学生と企業の力を高め、地域の活性化を図る

  40歳という節目を前に「一度きりの人生、自分を試したい」と独立を考えていたところ、思わぬ転機が訪れた。福岡中小企業経営者協会の理事にならないかと打診されたのだ。「地元の企業や政治家などと力を合わせて地域、ひいては日本の未来づくりに貢献できる。スケールの大きさに熱いロマンを感じました」。それまで築いた地位や収入を捨て、ゼロからの再出発。「妻は認めてくれました。リストラ業務を推進していたとき、世話になった先輩から「辞めることにした。君は頑張ってくれ」とメールが来て、家で涙したことも…。そんな私の姿を知っていたからでしょう」。
 就任から6年、県内中小企業のイベントを開催するほか、産学官から成る九州インターンシップ推進協議会の理事・事務局長も務め、学生とリアルな社会との接点を生み出すユニークなプロジェクトを次々と展開している。九州の知事や大学長が集まる会議に働きかけ、経済団体とも連携するなど、多様なつながりも広がってきた。「この仕事に大きなやりがいを感じています。福岡は人のエネルギーがすごくて勢いのある、ポテンシャルの高い地域。地域が発展するための企画を打ち立て、ここ福岡、九州から日本を元気にしたい」。

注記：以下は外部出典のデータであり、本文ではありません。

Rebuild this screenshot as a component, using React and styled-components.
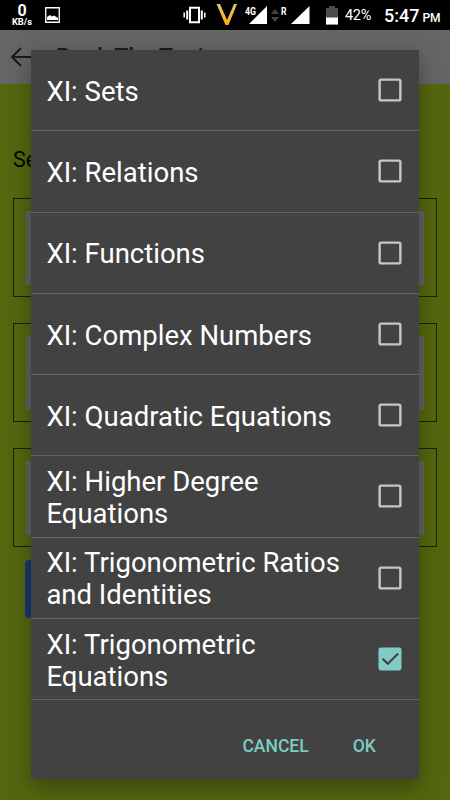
import React from 'react';
import styled, { createGlobalStyle } from 'styled-components';

const GlobalStyle = createGlobalStyle`
  * { box-sizing: border-box; }
  body {
    margin: 0;
    font-family: Roboto, sans-serif;
    overflow: hidden;
  }
`;

const Screen = styled.div`
  position: relative;
  width: 450px;
  height: 800px;
  overflow: hidden;
  background: #54670f;
`;

const StatusBar = styled.header`
  display: flex;
  align-items: center;
  height: 30px;
  padding-left: 11px;
  background: #000;
  color: #fff;
`;

const NetSpeed = styled.div`
  display: flex;
  flex-direction: column;
  align-items: center;
  width: 22px;
  margin-right: 12px;
  font-size: 9.3px;
  font-weight: 700;
  line-height: 10px;
  white-space: nowrap;
`;

const NetSpeedValue = styled.span`
  font-size: 16px;
  line-height: 13px;
`;

const StatusIcon = styled.svg`
  flex: none;
  display: block;
  margin-left: ${({ gap }) => gap || 0}px;
`;

const Battery = styled.span`
  width: 28px;
  margin-left: 7px;
  padding-top: 1px;
  font-size: 14.5px;
  letter-spacing: -0.3px;
`;

const Clock = styled.span`
  margin-left: 11px;
  padding-top: 1px;
  font-size: 18px;
  font-weight: 500;
  white-space: nowrap;
`;

const Meridiem = styled.small`
  margin-left: 3px;
  font-size: 12px;
`;

const AppBar = styled.div`
  display: flex;
  align-items: center;
  height: 54px;
  padding-left: 10px;
  background: #656565;
  color: #1b1b1b;
`;

const Title = styled.h1`
  margin: 0 0 0 24px;
  font-size: 23.2px;
  font-weight: 500;
`;

const Page = styled.main`
  padding: 62px 13px 0;
`;

const Label = styled.div`
  height: 52px;
  font-size: 21.5px;
  line-height: 28px;
  color: #050600;
`;

const Field = styled.div`
  height: 99px;
  margin-bottom: 26px;
  padding: 12px;
  border: 1px solid #1b2204;
`;

const FieldInput = styled.div`
  height: 74px;
  background: #646464;
`;

const Submit = styled.div`
  width: 300px;
  height: 58px;
  margin: -13px 12px 0;
  border-radius: 4px;
  background: #183a70;
`;

const Dialog = styled.section`
  position: absolute;
  top: 50px;
  left: 31.4px;
  width: 387.4px;
  height: 729px;
  border-radius: 1px;
  background: #424242;
  box-shadow: 0 8px 22px rgba(0, 0, 0, 0.34);
`;

const Option = styled.div`
  display: flex;
  align-items: center;
  justify-content: space-between;
  height: 81.25px;
  padding: 0 16.8px 0 15px;
  border-bottom: 1px solid #626262;
  color: #fff;
`;

const OptionLabel = styled.span`
  width: 315px;
  padding-top: 3.5px;
  font-size: 27.5px;
  line-height: 32px;
`;

const Actions = styled.footer`
  display: flex;
  justify-content: flex-end;
  gap: 44px;
  padding: 35px 43px 0 0;
`;

const Action = styled.button`
  padding: 0;
  border: 0;
  background: none;
  color: #80cbc4;
  font: 500 17.5px/22px Roboto, sans-serif;
`;

const PictureIcon = () => (
  <StatusIcon width="15" height="16" viewBox="0 0 15 16">
    <path d="M.75.75h13.5v14.5H.75z" fill="none" stroke="#fff" strokeWidth="1.3" />
    <path d="M2 13V10l3-2 2 1.5 2-1 4 2.5v2z" fill="#fff" />
  </StatusIcon>
);

const VibrateIcon = () => (
  <StatusIcon gap={123} width="23" height="18" viewBox="0 0 23 18">
    <path d="M7 1.7h9v14.6H7zM4.2 4.5v9M18.8 4.5v9" fill="none" stroke="#fff" strokeWidth="2" />
    <path d="M1.2 6.5v5M21.8 6.5v5" stroke="#fff" strokeWidth="1.5" />
  </StatusIcon>
);

const CarrierIcon = () => (
  <StatusIcon gap={10} width="22" height="23" viewBox="0 0 22 23">
    <defs>
      <linearGradient id="carrier" x1="0" y1="0" x2="0" y2="1">
        <stop offset="0" stopColor="#e8c65c" />
        <stop offset="1" stopColor="#ffab10" />
      </linearGradient>
    </defs>
    <path d="M.5 0H4l7 16L18 0h3L12.5 21H9.5z" fill="url(#carrier)" />
  </StatusIcon>
);

const SignalIcons = () => (
  <StatusIcon gap={7} width="68" height="22" viewBox="0 0 68 22" fill="#fff">
    <path d="M22 2v18H4zM64.5 2v18H46z" />
    <text x="0" y="10.5" fontSize="10.5" fontWeight="700" stroke="#000" strokeWidth="2" paintOrder="stroke" textLength="11" lengthAdjust="spacingAndGlyphs">4G</text>
    <path d="M26 10l4-5 4 5zM26 13l4 5 4-5z" fill="#444" />
    <text x="36" y="10.5" fontSize="10.5" fontWeight="700" textLength="5.5" lengthAdjust="spacingAndGlyphs">R</text>
  </StatusIcon>
);

const BatteryIcon = () => (
  <StatusIcon gap={13} width="12" height="19" viewBox="0 0 12 19">
    <path d="M3 0h6v2h3v16.5H0V2h3z" fill="#4b4b4b" />
    <path d="M0 11.5h12v7H0z" fill="#fff" />
  </StatusIcon>
);

const BackIcon = () => (
  <StatusIcon width="22" height="20" viewBox="0 0 22 20" fill="none" stroke="currentColor" strokeWidth="2">
    <path d="M11 1L2 10l9 9M2 10h19" />
  </StatusIcon>
);

const Checkbox = ({ checked }) => (
  <StatusIcon width="24" height="24" viewBox="0 0 25 25" fill="none">
    {checked ? (
      <>
        <rect x=".5" y=".5" width="24" height="24" rx="2.5" fill="#80cbc4" />
        <path d="M4.8 12.2l5.4 5.3L21 6.8" stroke="#424242" strokeWidth="2.3" />
      </>
    ) : (
      <rect x="1.7" y="1.7" width="21.6" height="21.6" rx="1.5" stroke="#c6c6c6" strokeWidth="2.5" />
    )}
  </StatusIcon>
);

const topics = [
  { title: 'XI: Sets' },
  { title: 'XI: Relations' },
  { title: 'XI: Functions' },
  { title: 'XI: Complex Numbers' },
  { title: 'XI: Quadratic Equations' },
  { title: 'XI: Higher Degree Equations' },
  { title: 'XI: Trigonometric Ratios and Identities' },
  { title: 'XI: Trigonometric Equations', checked: true },
];

const App = () => (
  <Screen>
    <GlobalStyle />
    <StatusBar>
      <NetSpeed>
        <NetSpeedValue>0</NetSpeedValue>
        KB/s
      </NetSpeed>
      <PictureIcon />
      <VibrateIcon />
      <CarrierIcon />
      <SignalIcons />
      <BatteryIcon />
      <Battery>42%</Battery>
      <Clock>5:47<Meridiem>PM</Meridiem></Clock>
    </StatusBar>
    <AppBar>
      <BackIcon />
      <Title>Book The Topic</Title>
    </AppBar>
    <Page>
      <Label>Select</Label>
      <Field><FieldInput /></Field>
      <Field><FieldInput /></Field>
      <Field><FieldInput /></Field>
      <Submit />
    </Page>
    <Dialog>
      {topics.map(({ title, checked }) => (
        <Option key={title}>
          <OptionLabel>{title}</OptionLabel>
          <Checkbox checked={checked} />
        </Option>
      ))}
      <Actions>
        <Action>CANCEL</Action>
        <Action>OK</Action>
      </Actions>
    </Dialog>
  </Screen>
);

export default App;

                                                                                                            (2015年8月取材)

コラム

私の大切な時間

「今はオンとオフの区別がない」という古賀さん。「会社員時代はオンとオフの区別をつけて、オンはがむしゃらに働き、オフはしっかり遊ぶのがかっこいいと思っていたけど、今は平日でも週末でも経営者とカフェで企画を立てたり、学生とイベントの話をしたり。仕事と趣味とプライベートが混ざり合っている状態がとても心地いい」と楽しそうに話す。「家族と過ごす時間ももっとほしい」と3人の子と妻を愛する父親でもある。「自分の趣味としては音楽活動を再開したいし、いつか本を出したいという夢もあります」。

プロフィール

大牟田市出身。1991年九州松下電器株式会社に入社し、およそ20年にわたりパナソニックグループで人事関連業務に従事。2008年九州大学大学院経済学府産業マネジメント修了(MBA・経営修士)。2010年一般社団法人福岡中小企業経営者協会へ入職して、同年6月理事就任。2016年1月常務理事就任。